## The request:
Beginning with the line that contains "Rebuild this UI as HTML. Inline all styles.", retype the entries below exactly, ending with the line that contains "1c-.7 0-1 .5-1". Leave out any pictures.

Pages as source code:

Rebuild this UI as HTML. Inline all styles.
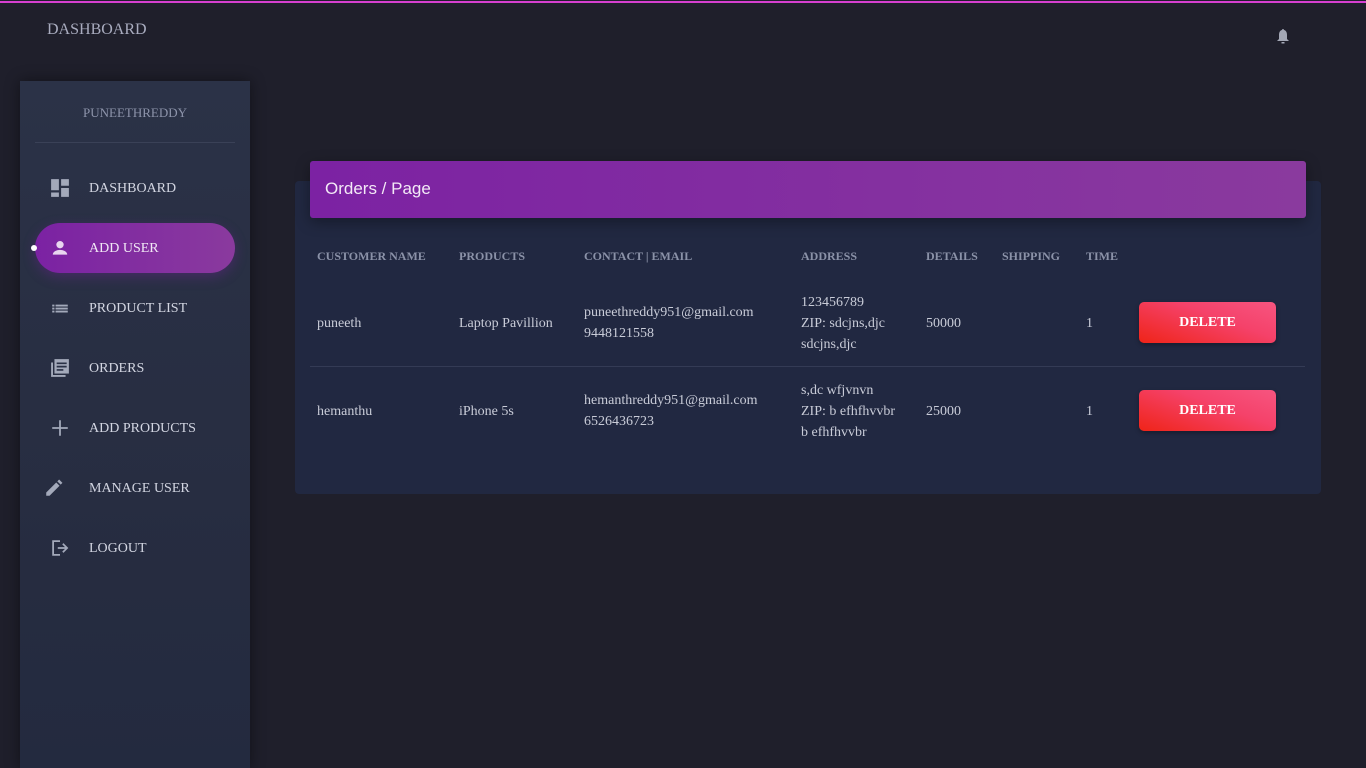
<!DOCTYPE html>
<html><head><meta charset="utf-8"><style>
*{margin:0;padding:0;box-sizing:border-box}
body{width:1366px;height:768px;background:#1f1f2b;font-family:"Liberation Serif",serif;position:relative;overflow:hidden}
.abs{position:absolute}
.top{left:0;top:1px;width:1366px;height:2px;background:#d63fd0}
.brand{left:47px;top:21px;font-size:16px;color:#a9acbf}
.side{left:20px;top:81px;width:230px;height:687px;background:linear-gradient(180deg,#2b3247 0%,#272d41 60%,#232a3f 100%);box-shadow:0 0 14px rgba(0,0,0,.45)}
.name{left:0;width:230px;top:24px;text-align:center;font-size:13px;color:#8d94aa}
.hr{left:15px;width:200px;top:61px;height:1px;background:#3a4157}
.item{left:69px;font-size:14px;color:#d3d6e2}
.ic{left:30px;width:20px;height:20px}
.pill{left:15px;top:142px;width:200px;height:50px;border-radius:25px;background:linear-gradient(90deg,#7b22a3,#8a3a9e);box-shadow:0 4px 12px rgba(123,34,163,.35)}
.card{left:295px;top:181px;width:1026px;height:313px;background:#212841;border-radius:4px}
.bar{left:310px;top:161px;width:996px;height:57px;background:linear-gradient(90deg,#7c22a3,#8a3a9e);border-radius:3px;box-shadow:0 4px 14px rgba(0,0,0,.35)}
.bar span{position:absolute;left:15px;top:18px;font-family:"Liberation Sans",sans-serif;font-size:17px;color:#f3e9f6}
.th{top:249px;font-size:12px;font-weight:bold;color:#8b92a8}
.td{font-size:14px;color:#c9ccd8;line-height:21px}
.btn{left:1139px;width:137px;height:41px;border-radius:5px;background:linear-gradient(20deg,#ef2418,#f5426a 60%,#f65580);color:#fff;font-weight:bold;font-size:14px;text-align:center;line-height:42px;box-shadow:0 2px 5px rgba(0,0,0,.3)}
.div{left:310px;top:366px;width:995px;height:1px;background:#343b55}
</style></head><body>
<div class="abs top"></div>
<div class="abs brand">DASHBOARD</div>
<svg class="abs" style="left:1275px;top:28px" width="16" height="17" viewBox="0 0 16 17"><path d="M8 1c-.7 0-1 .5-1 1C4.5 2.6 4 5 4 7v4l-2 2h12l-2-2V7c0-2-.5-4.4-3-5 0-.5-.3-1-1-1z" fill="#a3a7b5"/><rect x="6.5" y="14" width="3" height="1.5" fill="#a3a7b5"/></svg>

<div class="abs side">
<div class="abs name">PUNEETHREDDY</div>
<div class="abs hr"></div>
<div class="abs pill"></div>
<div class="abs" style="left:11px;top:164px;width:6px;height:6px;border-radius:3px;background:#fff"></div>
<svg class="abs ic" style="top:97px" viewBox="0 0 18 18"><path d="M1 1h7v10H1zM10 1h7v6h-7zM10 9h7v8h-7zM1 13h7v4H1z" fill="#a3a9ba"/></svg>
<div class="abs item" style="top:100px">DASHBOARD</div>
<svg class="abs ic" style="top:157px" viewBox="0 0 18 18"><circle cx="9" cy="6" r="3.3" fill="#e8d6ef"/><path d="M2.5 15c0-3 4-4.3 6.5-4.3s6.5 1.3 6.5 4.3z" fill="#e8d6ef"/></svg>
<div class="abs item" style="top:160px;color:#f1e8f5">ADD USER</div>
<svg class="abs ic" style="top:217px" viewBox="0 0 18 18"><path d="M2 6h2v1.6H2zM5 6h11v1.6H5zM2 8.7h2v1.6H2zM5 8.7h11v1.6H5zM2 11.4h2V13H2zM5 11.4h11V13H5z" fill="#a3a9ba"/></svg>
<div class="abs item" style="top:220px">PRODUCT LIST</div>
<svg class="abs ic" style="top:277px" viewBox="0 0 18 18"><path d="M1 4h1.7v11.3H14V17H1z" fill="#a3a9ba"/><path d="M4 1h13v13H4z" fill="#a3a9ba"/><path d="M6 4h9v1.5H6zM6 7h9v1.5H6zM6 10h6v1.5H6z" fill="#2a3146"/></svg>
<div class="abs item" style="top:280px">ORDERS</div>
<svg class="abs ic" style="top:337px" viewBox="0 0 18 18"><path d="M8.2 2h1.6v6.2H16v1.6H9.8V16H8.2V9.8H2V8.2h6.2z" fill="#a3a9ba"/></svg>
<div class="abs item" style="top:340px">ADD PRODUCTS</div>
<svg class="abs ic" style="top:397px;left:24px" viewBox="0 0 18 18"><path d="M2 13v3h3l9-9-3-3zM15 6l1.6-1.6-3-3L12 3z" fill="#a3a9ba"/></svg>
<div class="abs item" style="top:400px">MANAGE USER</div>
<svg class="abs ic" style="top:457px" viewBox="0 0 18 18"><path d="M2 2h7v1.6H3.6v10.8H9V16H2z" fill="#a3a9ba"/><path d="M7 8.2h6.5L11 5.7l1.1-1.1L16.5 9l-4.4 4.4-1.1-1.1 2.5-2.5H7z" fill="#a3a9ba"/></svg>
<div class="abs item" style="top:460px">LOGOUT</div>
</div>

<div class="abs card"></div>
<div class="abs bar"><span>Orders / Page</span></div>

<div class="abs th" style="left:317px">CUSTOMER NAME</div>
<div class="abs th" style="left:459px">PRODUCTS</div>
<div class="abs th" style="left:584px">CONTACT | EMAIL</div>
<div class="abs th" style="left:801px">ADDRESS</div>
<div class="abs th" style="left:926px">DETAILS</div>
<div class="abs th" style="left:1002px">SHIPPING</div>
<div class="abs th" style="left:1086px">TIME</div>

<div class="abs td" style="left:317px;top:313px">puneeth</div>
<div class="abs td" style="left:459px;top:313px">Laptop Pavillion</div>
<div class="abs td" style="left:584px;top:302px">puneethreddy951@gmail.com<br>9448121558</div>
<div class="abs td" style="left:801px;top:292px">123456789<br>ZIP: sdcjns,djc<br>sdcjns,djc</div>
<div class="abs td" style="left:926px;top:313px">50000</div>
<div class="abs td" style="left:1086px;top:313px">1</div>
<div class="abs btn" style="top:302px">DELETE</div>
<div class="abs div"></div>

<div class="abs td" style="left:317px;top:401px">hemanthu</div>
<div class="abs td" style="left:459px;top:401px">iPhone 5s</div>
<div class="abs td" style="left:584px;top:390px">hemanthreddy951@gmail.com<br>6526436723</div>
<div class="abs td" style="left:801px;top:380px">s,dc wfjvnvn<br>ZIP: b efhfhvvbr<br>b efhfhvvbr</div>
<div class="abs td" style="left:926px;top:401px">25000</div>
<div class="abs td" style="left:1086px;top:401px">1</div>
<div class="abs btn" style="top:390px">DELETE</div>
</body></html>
...
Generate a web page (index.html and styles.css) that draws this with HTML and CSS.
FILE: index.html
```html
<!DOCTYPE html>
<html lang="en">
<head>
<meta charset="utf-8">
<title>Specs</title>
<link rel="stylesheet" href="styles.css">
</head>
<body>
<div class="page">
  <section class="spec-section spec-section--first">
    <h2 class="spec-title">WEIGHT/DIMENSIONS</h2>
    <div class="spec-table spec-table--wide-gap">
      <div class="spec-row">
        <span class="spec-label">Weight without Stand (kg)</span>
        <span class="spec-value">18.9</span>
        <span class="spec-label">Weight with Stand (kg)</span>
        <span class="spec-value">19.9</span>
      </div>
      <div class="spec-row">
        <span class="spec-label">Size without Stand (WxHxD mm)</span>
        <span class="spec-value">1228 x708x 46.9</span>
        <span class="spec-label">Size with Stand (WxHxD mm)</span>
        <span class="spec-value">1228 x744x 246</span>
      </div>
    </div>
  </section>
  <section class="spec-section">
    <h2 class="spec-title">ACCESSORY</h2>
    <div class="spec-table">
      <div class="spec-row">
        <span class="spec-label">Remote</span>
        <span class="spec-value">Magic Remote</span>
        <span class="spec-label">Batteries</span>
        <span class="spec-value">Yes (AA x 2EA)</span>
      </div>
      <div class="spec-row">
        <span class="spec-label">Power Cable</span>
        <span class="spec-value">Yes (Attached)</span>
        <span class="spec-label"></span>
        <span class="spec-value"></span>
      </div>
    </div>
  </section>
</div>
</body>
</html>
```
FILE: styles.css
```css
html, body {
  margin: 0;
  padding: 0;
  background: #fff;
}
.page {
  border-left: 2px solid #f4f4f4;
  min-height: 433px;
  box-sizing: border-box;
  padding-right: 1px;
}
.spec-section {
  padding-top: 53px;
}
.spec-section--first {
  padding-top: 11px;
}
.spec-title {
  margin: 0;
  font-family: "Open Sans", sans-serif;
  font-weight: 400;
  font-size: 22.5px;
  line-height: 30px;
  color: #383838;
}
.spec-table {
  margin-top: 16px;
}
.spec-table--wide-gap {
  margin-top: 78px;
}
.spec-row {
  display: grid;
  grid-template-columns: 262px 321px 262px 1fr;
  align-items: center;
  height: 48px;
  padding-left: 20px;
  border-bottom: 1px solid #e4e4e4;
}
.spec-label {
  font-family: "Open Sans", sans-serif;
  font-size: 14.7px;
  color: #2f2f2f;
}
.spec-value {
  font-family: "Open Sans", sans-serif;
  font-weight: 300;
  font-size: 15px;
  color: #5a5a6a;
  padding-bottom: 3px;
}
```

## Answer to the task:
Rebuild this UI as HTML. Inline all styles.
<!DOCTYPE html>
<html><head><meta charset="utf-8"><style>
*{margin:0;padding:0;box-sizing:border-box}
body{width:1366px;height:768px;background:#1f1f2b;font-family:"Liberation Serif",serif;position:relative;overflow:hidden}
.abs{position:absolute}
.top{left:0;top:1px;width:1366px;height:2px;background:#d63fd0}
.brand{left:47px;top:21px;font-size:16px;color:#a9acbf}
.side{left:20px;top:81px;width:230px;height:687px;background:linear-gradient(180deg,#2b3247 0%,#272d41 60%,#232a3f 100%);box-shadow:0 0 14px rgba(0,0,0,.45)}
.name{left:0;width:230px;top:24px;text-align:center;font-size:13px;color:#8d94aa}
.hr{left:15px;width:200px;top:61px;height:1px;background:#3a4157}
.item{left:69px;font-size:14px;color:#d3d6e2}
.ic{left:30px;width:20px;height:20px}
.pill{left:15px;top:142px;width:200px;height:50px;border-radius:25px;background:linear-gradient(90deg,#7b22a3,#8a3a9e);box-shadow:0 4px 12px rgba(123,34,163,.35)}
.card{left:295px;top:181px;width:1026px;height:313px;background:#212841;border-radius:4px}
.bar{left:310px;top:161px;width:996px;height:57px;background:linear-gradient(90deg,#7c22a3,#8a3a9e);border-radius:3px;box-shadow:0 4px 14px rgba(0,0,0,.35)}
.bar span{position:absolute;left:15px;top:18px;font-family:"Liberation Sans",sans-serif;font-size:17px;color:#f3e9f6}
.th{top:249px;font-size:12px;font-weight:bold;color:#8b92a8}
.td{font-size:14px;color:#c9ccd8;line-height:21px}
.btn{left:1139px;width:137px;height:41px;border-radius:5px;background:linear-gradient(20deg,#ef2418,#f5426a 60%,#f65580);color:#fff;font-weight:bold;font-size:14px;text-align:center;line-height:42px;box-shadow:0 2px 5px rgba(0,0,0,.3)}
.div{left:310px;top:366px;width:995px;height:1px;background:#343b55}
</style></head><body>
<div class="abs top"></div>
<div class="abs brand">DASHBOARD</div>
<svg class="abs" style="left:1275px;top:28px" width="16" height="17" viewBox="0 0 16 17"><path d="M8 1c-.7 0-1 .5-1 1C4.5 2.6 4 5 4 7v4l-2 2h12l-2-2V7c0-2-.5-4.4-3-5 0-.5-.3-1-1-1z" fill="#a3a7b5"/><rect x="6.5" y="14" width="3" height="1.5" fill="#a3a7b5"/></svg>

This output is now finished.